_RECORDED DATA:_
◆ ◆ ◆ ◆
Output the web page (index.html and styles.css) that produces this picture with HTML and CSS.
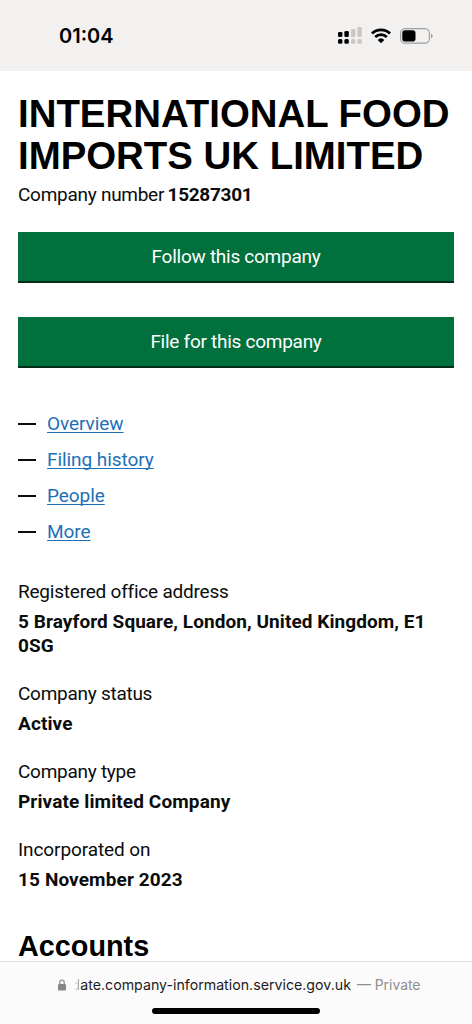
FILE: index.html
```
<!DOCTYPE html>
<html lang="en">
<head>
<meta charset="utf-8">
<title>Company overview</title>
<link rel="stylesheet" href="styles.css">
</head>
<body>
<div class="screen">
  <header class="status-bar">
    <time class="clock">01:04</time>
    <div class="status-icons">
      <svg class="signal" width="24" height="18" viewBox="0 0 24 18">
        <g fill="#000"><rect x="0" y="5" width="4.4" height="5" rx="1.2"/><rect x="6.4" y="4" width="4.4" height="6" rx="1.2"/><rect x="0" y="12" width="4.4" height="4.8" rx="1.5"/><rect x="6.4" y="12" width="4.4" height="4.8" rx="1.5"/></g>
        <g fill="#c9c8c7"><rect x="13" y="2" width="4.4" height="8" rx="1.2"/><rect x="19.4" y="0" width="4.4" height="10" rx="1.2"/><rect x="13" y="12" width="4.4" height="4.8" rx="1.5"/><rect x="19.4" y="12" width="4.4" height="4.8" rx="1.5"/></g>
      </svg>
      <svg class="wifi" width="20" height="16" viewBox="0 0 20 16">
        <g fill="none" stroke="#000" stroke-width="2.8"><path d="M1 5.4a13 13 0 0 1 18 0"/><path d="M4.2 9a8.5 8.5 0 0 1 11.6 0"/></g>
        <path d="M6.7 11.9a4.8 4.8 0 0 1 6.6 0L10 15.3z"/>
      </svg>
      <svg class="battery" width="33" height="16" viewBox="0 0 33 16">
        <rect x=".6" y=".6" width="28.8" height="14.6" rx="4.6" fill="none" stroke="#a09f9e" stroke-width="1.2"/>
        <rect x="2.3" y="2.3" width="13.2" height="11.2" rx="2.8"/>
        <path d="M31 5.5c2.2.8 2.2 4 0 4.8z" fill="#a09f9e"/>
      </svg>
    </div>
  </header>
  <main class="page">
    <h1 class="company-name">INTERNATIONAL FOOD<br>IMPORTS UK LIMITED</h1>
    <p class="company-number">Company number <strong>15287301</strong></p>
    <div class="actions">
      <a class="button">Follow this company</a>
      <a class="button">File for this company</a>
    </div>
    <ul class="tabs">
      <li><a href="#overview">Overview</a></li>
      <li><a href="#filing">Filing history</a></li>
      <li><a href="#people">People</a></li>
      <li><a href="#more">More</a></li>
    </ul>
    <dl class="details">
      <dt class="wide">Registered office address</dt>
      <dd class="long">5 Brayford Square, London, United Kingdom, E1<br>0SG</dd>
      <dt>Company status</dt>
      <dd>Active</dd>
      <dt>Company type</dt>
      <dd>Private limited Company</dd>
      <dt class="loose">Incorporated on</dt>
      <dd>15 November 2023</dd>
    </dl>
    <h2 class="section-title">Accounts</h2>
  </main>
  <footer class="address-bar">
    <div class="address">
      <svg class="lock" width="8" height="12" viewBox="0 0 8 12"><rect x="0" y="5" width="8" height="6.5" rx="1.2" fill="#858585"/><path d="M1.8 5.5V3.2a2.2 2.2 0 0 1 4.4 0v2.3" fill="none" stroke="#858585" stroke-width="1.2"/></svg>
      <span class="domain"><span class="fade">d</span>ate.company-information.service.gov.uk</span>
      <span class="mode">— Private</span>
    </div>
    <div class="home-indicator"></div>
  </footer>
</div>
</body>
</html>
```
FILE: styles.css
```
* { box-sizing: border-box; }
body { margin: 0; background: #fff; color: #0b0c0c; font-family: Roboto, sans-serif; }
.screen { width: 472px; height: 1024px; display: flex; flex-direction: column; overflow: hidden; }
.status-bar { height: 71px; flex: none; background: #f2f1f0; display: flex; justify-content: space-between; align-items: center; padding: 0 39px 0 59px; }
.clock { font: 600 20px/24px Inter, sans-serif; color: #000; }
.status-icons { display: flex; align-items: center; gap: 9px; }
.page { flex: 1; min-height: 0; padding: 22px 18px 0; font-size: 19px; line-height: 24px; letter-spacing: -0.27px; }
.company-name { margin: 0; font: bold 38.4px/42px "Liberation Sans", sans-serif; letter-spacing: 0; color: #000; white-space: nowrap; }
.company-number { margin: 6px 0 0; }
.company-number strong { letter-spacing: -0.3px; margin-left: -1px; }
.actions { display: flex; flex-direction: column; gap: 34px; margin-top: 25px; }
.button { height: 51px; padding-top: 1px; background: #00703c; border-bottom: 2px solid #002d18; color: #fff; display: flex; align-items: center; justify-content: center; }
.tabs { list-style: none; margin: 44px 0 0; padding: 0; display: flex; flex-direction: column; gap: 12px; letter-spacing: -0.06px; }
.tabs li { display: flex; align-items: center; gap: 11px; }
.tabs li::before { content: ""; width: 18px; height: 1.5px; background: #0b0c0c; }
.tabs a { color: #1d70b8; text-underline-offset: 2px; text-decoration-thickness: 1px; text-decoration-skip-ink: none; }
.details { margin: 36px 0 0; }
.details dt { margin-bottom: 6px; }
.details .wide { letter-spacing: -0.22px; }
.details .loose { letter-spacing: -0.1px; }
.details dd { margin: 0 0 24px; font-weight: 700; white-space: nowrap; letter-spacing: 0.12px; }
.details .long { letter-spacing: 0.07px; }
.section-title { margin: 36px 0 0; font: bold 28.8px/34px "Liberation Sans", sans-serif; letter-spacing: 0; color: #000; padding-top: 1px; }
.address-bar { height: 63px; flex: none; background: #fbfbfb; border-top: 1px solid #dedede; display: flex; flex-direction: column; align-items: center; padding-top: 14px; }
.address { display: flex; align-items: center; gap: 6px; margin-left: 6px; font: 14.2px/18px Inter, sans-serif; color: #1c1c1c; white-space: nowrap; }
.fade { color: transparent; background: linear-gradient(90deg, transparent 20%, #999 100%); background-clip: text; -webkit-background-clip: text; }
.mode { color: #8e8e8e; font-size: 13.9px; }
.home-indicator { width: 168px; height: 6px; border-radius: 3px; background: #000; margin-top: 14px; }
```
◆ ◆ ◆ ◆
_THE EXERCISE:_ Print the full listing exactly, dropping the pictures.

_THE RESPONSE:_
Output the web page (index.html and styles.css) that produces this picture with HTML and CSS.
FILE: index.html
```
<!DOCTYPE html>
<html lang="en">
<head>
<meta charset="utf-8">
<title>Company overview</title>
<link rel="stylesheet" href="styles.css">
</head>
<body>
<div class="screen">
  <header class="status-bar">
    <time class="clock">01:04</time>
    <div class="status-icons">
      <svg class="signal" width="24" height="18" viewBox="0 0 24 18">
        <g fill="#000"><rect x="0" y="5" width="4.4" height="5" rx="1.2"/><rect x="6.4" y="4" width="4.4" height="6" rx="1.2"/><rect x="0" y="12" width="4.4" height="4.8" rx="1.5"/><rect x="6.4" y="12" width="4.4" height="4.8" rx="1.5"/></g>
        <g fill="#c9c8c7"><rect x="13" y="2" width="4.4" height="8" rx="1.2"/><rect x="19.4" y="0" width="4.4" height="10" rx="1.2"/><rect x="13" y="12" width="4.4" height="4.8" rx="1.5"/><rect x="19.4" y="12" width="4.4" height="4.8" rx="1.5"/></g>
      </svg>
      <svg class="wifi" width="20" height="16" viewBox="0 0 20 16">
        <g fill="none" stroke="#000" stroke-width="2.8"><path d="M1 5.4a13 13 0 0 1 18 0"/><path d="M4.2 9a8.5 8.5 0 0 1 11.6 0"/></g>
        <path d="M6.7 11.9a4.8 4.8 0 0 1 6.6 0L10 15.3z"/>
      </svg>
      <svg class="battery" width="33" height="16" viewBox="0 0 33 16">
        <rect x=".6" y=".6" width="28.8" height="14.6" rx="4.6" fill="none" stroke="#a09f9e" stroke-width="1.2"/>
        <rect x="2.3" y="2.3" width="13.2" height="11.2" rx="2.8"/>
        <path d="M31 5.5c2.2.8 2.2 4 0 4.8z" fill="#a09f9e"/>
      </svg>
    </div>
  </header>
  <main class="page">
    <h1 class="company-name">INTERNATIONAL FOOD<br>IMPORTS UK LIMITED</h1>
    <p class="company-number">Company number <strong>15287301</strong></p>
    <div class="actions">
      <a class="button">Follow this company</a>
      <a class="button">File for this company</a>
    </div>
    <ul class="tabs">
      <li><a href="#overview">Overview</a></li>
      <li><a href="#filing">Filing history</a></li>
      <li><a href="#people">People</a></li>
      <li><a href="#more">More</a></li>
    </ul>
    <dl class="details">
      <dt class="wide">Registered office address</dt>
      <dd class="long">5 Brayford Square, London, United Kingdom, E1<br>0SG</dd>
      <dt>Company status</dt>
      <dd>Active</dd>
      <dt>Company type</dt>
      <dd>Private limited Company</dd>
      <dt class="loose">Incorporated on</dt>
      <dd>15 November 2023</dd>
    </dl>
    <h2 class="section-title">Accounts</h2>
  </main>
  <footer class="address-bar">
    <div class="address">
      <svg class="lock" width="8" height="12" viewBox="0 0 8 12"><rect x="0" y="5" width="8" height="6.5" rx="1.2" fill="#858585"/><path d="M1.8 5.5V3.2a2.2 2.2 0 0 1 4.4 0v2.3" fill="none" stroke="#858585" stroke-width="1.2"/></svg>
      <span class="domain"><span class="fade">d</span>ate.company-information.service.gov.uk</span>
      <span class="mode">— Private</span>
    </div>
    <div class="home-indicator"></div>
  </footer>
</div>
</body>
</html>
```
FILE: styles.css
```
* { box-sizing: border-box; }
body { margin: 0; background: #fff; color: #0b0c0c; font-family: Roboto, sans-serif; }
.screen { width: 472px; height: 1024px; display: flex; flex-direction: column; overflow: hidden; }
.status-bar { height: 71px; flex: none; background: #f2f1f0; display: flex; justify-content: space-between; align-items: center; padding: 0 39px 0 59px; }
.clock { font: 600 20px/24px Inter, sans-serif; color: #000; }
.status-icons { display: flex; align-items: center; gap: 9px; }
.page { flex: 1; min-height: 0; padding: 22px 18px 0; font-size: 19px; line-height: 24px; letter-spacing: -0.27px; }
.company-name { margin: 0; font: bold 38.4px/42px "Liberation Sans", sans-serif; letter-spacing: 0; color: #000; white-space: nowrap; }
.company-number { margin: 6px 0 0; }
.company-number strong { letter-spacing: -0.3px; margin-left: -1px; }
.actions { display: flex; flex-direction: column; gap: 34px; margin-top: 25px; }
.button { height: 51px; padding-top: 1px; background: #00703c; border-bottom: 2px solid #002d18; color: #fff; display: flex; align-items: center; justify-content: center; }
.tabs { list-style: none; margin: 44px 0 0; padding: 0; display: flex; flex-direction: column; gap: 12px; letter-spacing: -0.06px; }
.tabs li { display: flex; align-items: center; gap: 11px; }
.tabs li::before { content: ""; width: 18px; height: 1.5px; background: #0b0c0c; }
.tabs a { color: #1d70b8; text-underline-offset: 2px; text-decoration-thickness: 1px; text-decoration-skip-ink: none; }
.details { margin: 36px 0 0; }
.details dt { margin-bottom: 6px; }
.details .wide { letter-spacing: -0.22px; }
.details .loose { letter-spacing: -0.1px; }
.details dd { margin: 0 0 24px; font-weight: 700; white-space: nowrap; letter-spacing: 0.12px; }
.details .long { letter-spacing: 0.07px; }
.section-title { margin: 36px 0 0; font: bold 28.8px/34px "Liberation Sans", sans-serif; letter-spacing: 0; color: #000; padding-top: 1px; }
.address-bar { height: 63px; flex: none; background: #fbfbfb; border-top: 1px solid #dedede; display: flex; flex-direction: column; align-items: center; padding-top: 14px; }
.address { display: flex; align-items: center; gap: 6px; margin-left: 6px; font: 14.2px/18px Inter, sans-serif; color: #1c1c1c; white-space: nowrap; }
.fade { color: transparent; background: linear-gradient(90deg, transparent 20%, #999 100%); background-clip: text; -webkit-background-clip: text; }
.mode { color: #8e8e8e; font-size: 13.9px; }
.home-indicator { width: 168px; height: 6px; border-radius: 3px; background: #000; margin-top: 14px; }
```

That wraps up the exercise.